#### WORK INSTRUCTIONS:
Extract, without alteration, each line from the start of the listing to the line bearing "available after export.</div>".

***** DATASET EXCERPT

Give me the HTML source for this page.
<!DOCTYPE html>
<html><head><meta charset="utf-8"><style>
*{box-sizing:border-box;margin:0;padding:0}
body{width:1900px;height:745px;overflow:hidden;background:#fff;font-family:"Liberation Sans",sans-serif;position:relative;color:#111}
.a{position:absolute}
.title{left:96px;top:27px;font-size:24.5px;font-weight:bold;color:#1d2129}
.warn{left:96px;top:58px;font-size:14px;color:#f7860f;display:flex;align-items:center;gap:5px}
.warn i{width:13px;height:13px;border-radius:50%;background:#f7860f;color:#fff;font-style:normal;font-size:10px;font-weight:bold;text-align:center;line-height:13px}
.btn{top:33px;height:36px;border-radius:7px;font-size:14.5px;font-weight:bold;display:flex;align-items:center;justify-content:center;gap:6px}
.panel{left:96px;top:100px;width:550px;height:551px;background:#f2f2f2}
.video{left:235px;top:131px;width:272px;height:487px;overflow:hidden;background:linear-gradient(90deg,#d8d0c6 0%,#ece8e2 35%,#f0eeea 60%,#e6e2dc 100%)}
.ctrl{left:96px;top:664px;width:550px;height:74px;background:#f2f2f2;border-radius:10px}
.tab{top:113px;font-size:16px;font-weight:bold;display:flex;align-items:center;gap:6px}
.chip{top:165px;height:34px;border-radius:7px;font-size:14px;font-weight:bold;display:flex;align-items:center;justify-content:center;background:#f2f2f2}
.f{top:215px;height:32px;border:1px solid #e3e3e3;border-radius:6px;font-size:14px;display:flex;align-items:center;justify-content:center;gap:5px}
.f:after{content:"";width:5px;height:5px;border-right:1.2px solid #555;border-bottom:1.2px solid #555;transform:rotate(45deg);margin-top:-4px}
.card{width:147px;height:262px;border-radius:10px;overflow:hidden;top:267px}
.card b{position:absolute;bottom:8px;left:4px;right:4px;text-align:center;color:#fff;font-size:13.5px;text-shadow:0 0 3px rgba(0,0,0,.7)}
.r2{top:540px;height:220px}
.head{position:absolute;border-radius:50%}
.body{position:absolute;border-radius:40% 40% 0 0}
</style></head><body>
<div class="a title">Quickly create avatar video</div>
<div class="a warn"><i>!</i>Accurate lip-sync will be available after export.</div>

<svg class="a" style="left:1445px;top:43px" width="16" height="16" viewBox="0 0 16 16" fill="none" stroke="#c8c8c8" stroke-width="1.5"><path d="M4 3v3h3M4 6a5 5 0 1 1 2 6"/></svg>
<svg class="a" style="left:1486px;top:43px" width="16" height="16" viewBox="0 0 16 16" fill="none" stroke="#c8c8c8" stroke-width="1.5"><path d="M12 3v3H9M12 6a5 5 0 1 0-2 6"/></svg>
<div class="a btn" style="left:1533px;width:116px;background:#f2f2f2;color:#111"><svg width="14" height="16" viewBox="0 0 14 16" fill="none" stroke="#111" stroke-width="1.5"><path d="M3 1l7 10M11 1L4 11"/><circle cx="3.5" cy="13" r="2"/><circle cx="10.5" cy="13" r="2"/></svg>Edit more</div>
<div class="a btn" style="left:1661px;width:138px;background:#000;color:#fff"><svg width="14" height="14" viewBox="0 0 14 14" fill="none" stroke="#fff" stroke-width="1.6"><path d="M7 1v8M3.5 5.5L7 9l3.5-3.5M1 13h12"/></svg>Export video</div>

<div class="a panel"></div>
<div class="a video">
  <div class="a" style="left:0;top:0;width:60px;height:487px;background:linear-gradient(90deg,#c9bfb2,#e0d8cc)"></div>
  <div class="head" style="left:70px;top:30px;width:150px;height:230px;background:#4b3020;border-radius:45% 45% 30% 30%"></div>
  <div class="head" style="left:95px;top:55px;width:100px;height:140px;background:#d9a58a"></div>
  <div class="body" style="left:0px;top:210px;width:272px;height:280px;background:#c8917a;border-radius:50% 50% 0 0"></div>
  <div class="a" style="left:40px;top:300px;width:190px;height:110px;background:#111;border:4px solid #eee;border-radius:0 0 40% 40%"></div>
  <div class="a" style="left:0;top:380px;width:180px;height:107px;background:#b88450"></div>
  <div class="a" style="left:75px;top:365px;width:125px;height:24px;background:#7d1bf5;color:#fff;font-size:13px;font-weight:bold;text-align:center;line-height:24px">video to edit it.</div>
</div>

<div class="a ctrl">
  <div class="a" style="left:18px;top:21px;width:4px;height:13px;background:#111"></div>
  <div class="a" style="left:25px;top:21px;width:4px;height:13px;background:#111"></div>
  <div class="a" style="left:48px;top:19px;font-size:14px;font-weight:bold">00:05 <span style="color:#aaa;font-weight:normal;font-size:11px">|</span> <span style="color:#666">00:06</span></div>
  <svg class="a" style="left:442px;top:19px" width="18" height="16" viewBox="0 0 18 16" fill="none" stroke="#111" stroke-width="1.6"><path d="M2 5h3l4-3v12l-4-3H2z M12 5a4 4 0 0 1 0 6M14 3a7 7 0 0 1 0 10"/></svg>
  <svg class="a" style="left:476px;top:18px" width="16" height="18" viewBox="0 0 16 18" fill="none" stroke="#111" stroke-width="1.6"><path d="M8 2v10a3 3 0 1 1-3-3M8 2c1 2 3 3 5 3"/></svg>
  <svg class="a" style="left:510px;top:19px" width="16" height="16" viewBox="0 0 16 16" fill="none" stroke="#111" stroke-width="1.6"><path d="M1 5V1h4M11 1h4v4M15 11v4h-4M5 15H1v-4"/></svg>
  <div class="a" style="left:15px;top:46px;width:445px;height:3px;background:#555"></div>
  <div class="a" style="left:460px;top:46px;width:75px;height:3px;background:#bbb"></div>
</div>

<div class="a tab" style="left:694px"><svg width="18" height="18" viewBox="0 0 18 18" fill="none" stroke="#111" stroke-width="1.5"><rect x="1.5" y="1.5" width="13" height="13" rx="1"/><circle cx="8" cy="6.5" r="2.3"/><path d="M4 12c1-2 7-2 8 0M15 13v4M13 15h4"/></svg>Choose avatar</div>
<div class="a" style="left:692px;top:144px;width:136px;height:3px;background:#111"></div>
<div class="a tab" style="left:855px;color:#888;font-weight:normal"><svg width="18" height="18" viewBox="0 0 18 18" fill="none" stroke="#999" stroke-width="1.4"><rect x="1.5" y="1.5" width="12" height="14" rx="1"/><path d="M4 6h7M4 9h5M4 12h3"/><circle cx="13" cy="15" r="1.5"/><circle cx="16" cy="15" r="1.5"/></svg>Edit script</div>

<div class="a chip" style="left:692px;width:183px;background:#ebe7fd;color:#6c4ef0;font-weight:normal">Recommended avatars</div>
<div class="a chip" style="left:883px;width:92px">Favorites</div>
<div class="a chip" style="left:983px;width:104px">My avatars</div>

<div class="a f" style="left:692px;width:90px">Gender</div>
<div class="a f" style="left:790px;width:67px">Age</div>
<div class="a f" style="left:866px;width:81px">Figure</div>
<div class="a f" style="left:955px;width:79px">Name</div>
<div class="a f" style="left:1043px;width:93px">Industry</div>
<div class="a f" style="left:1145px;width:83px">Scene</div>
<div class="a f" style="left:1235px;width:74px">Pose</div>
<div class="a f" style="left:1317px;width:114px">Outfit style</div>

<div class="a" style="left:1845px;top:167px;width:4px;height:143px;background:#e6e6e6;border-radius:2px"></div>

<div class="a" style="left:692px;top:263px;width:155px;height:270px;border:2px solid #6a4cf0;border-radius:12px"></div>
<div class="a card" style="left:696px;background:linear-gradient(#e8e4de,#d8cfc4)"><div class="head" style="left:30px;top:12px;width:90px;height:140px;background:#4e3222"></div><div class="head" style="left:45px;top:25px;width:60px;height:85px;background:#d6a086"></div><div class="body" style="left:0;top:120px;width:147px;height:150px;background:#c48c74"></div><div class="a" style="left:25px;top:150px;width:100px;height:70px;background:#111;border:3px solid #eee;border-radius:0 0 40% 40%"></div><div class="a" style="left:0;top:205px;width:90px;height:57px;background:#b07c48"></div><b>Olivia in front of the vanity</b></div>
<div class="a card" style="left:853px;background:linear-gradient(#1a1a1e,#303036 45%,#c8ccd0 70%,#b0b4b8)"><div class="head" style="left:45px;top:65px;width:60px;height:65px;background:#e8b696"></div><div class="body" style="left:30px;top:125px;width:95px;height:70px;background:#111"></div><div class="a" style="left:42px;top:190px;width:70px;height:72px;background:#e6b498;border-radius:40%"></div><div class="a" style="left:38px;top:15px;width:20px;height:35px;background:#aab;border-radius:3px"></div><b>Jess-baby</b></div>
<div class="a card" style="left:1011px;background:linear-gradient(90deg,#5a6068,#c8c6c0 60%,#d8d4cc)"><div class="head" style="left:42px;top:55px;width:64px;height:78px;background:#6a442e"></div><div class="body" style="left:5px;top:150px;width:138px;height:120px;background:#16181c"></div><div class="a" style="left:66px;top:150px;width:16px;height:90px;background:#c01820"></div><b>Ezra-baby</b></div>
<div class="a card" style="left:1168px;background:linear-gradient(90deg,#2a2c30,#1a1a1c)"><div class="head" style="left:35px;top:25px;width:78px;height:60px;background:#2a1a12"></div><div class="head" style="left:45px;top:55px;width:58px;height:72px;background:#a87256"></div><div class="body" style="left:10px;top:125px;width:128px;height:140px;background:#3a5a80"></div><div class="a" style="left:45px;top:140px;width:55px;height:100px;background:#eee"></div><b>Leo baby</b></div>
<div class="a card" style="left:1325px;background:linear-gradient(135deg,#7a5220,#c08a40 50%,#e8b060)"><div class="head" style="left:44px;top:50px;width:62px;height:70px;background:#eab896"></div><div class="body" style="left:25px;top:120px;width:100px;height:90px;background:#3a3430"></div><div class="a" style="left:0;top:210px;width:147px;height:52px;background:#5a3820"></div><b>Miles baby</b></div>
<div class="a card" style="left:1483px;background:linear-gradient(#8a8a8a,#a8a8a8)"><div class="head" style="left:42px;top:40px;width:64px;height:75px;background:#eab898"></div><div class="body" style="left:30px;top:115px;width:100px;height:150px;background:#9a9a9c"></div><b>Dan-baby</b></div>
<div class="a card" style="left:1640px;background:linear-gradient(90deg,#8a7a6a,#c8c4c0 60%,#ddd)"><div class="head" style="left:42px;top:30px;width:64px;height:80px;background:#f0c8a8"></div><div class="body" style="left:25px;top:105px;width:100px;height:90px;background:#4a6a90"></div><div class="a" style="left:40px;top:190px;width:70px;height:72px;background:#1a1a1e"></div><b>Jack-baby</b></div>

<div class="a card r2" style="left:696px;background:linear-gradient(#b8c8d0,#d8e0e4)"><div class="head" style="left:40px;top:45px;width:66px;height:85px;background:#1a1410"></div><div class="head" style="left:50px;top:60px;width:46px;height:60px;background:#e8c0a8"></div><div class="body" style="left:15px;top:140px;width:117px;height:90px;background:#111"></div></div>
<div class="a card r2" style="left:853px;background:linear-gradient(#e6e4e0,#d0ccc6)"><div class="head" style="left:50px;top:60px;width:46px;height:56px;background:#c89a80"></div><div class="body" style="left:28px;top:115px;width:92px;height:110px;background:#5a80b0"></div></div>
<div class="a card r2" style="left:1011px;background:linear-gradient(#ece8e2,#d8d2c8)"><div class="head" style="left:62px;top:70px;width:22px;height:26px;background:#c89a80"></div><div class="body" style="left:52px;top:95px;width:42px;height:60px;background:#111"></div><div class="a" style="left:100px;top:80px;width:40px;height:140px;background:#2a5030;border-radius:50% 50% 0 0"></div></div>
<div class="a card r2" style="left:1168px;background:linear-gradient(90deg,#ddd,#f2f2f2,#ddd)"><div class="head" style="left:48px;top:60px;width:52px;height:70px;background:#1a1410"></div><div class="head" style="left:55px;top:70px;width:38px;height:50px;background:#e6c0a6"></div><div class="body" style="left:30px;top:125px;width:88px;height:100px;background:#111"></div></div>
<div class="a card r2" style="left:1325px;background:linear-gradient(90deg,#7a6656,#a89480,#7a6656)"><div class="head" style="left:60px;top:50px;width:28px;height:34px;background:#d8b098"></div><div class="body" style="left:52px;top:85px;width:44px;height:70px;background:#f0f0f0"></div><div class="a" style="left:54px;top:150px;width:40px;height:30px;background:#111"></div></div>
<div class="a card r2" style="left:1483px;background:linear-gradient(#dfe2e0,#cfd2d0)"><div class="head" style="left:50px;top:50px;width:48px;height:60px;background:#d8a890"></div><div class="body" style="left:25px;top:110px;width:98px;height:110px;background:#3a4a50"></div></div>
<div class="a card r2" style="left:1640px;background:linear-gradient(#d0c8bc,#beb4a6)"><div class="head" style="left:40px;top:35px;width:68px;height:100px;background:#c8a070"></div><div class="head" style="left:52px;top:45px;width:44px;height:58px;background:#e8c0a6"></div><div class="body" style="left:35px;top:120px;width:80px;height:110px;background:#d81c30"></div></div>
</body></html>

**********

#### THE RESPONSE:
Give me the HTML source for this page.
<!DOCTYPE html>
<html><head><meta charset="utf-8"><style>
*{box-sizing:border-box;margin:0;padding:0}
body{width:1900px;height:745px;overflow:hidden;background:#fff;font-family:"Liberation Sans",sans-serif;position:relative;color:#111}
.a{position:absolute}
.title{left:96px;top:27px;font-size:24.5px;font-weight:bold;color:#1d2129}
.warn{left:96px;top:58px;font-size:14px;color:#f7860f;display:flex;align-items:center;gap:5px}
.warn i{width:13px;height:13px;border-radius:50%;background:#f7860f;color:#fff;font-style:normal;font-size:10px;font-weight:bold;text-align:center;line-height:13px}
.btn{top:33px;height:36px;border-radius:7px;font-size:14.5px;font-weight:bold;display:flex;align-items:center;justify-content:center;gap:6px}
.panel{left:96px;top:100px;width:550px;height:551px;background:#f2f2f2}
.video{left:235px;top:131px;width:272px;height:487px;overflow:hidden;background:linear-gradient(90deg,#d8d0c6 0%,#ece8e2 35%,#f0eeea 60%,#e6e2dc 100%)}
.ctrl{left:96px;top:664px;width:550px;height:74px;background:#f2f2f2;border-radius:10px}
.tab{top:113px;font-size:16px;font-weight:bold;display:flex;align-items:center;gap:6px}
.chip{top:165px;height:34px;border-radius:7px;font-size:14px;font-weight:bold;display:flex;align-items:center;justify-content:center;background:#f2f2f2}
.f{top:215px;height:32px;border:1px solid #e3e3e3;border-radius:6px;font-size:14px;display:flex;align-items:center;justify-content:center;gap:5px}
.f:after{content:"";width:5px;height:5px;border-right:1.2px solid #555;border-bottom:1.2px solid #555;transform:rotate(45deg);margin-top:-4px}
.card{width:147px;height:262px;border-radius:10px;overflow:hidden;top:267px}
.card b{position:absolute;bottom:8px;left:4px;right:4px;text-align:center;color:#fff;font-size:13.5px;text-shadow:0 0 3px rgba(0,0,0,.7)}
.r2{top:540px;height:220px}
.head{position:absolute;border-radius:50%}
.body{position:absolute;border-radius:40% 40% 0 0}
</style></head><body>
<div class="a title">Quickly create avatar video</div>
<div class="a warn"><i>!</i>Accurate lip-sync will be available after export.</div>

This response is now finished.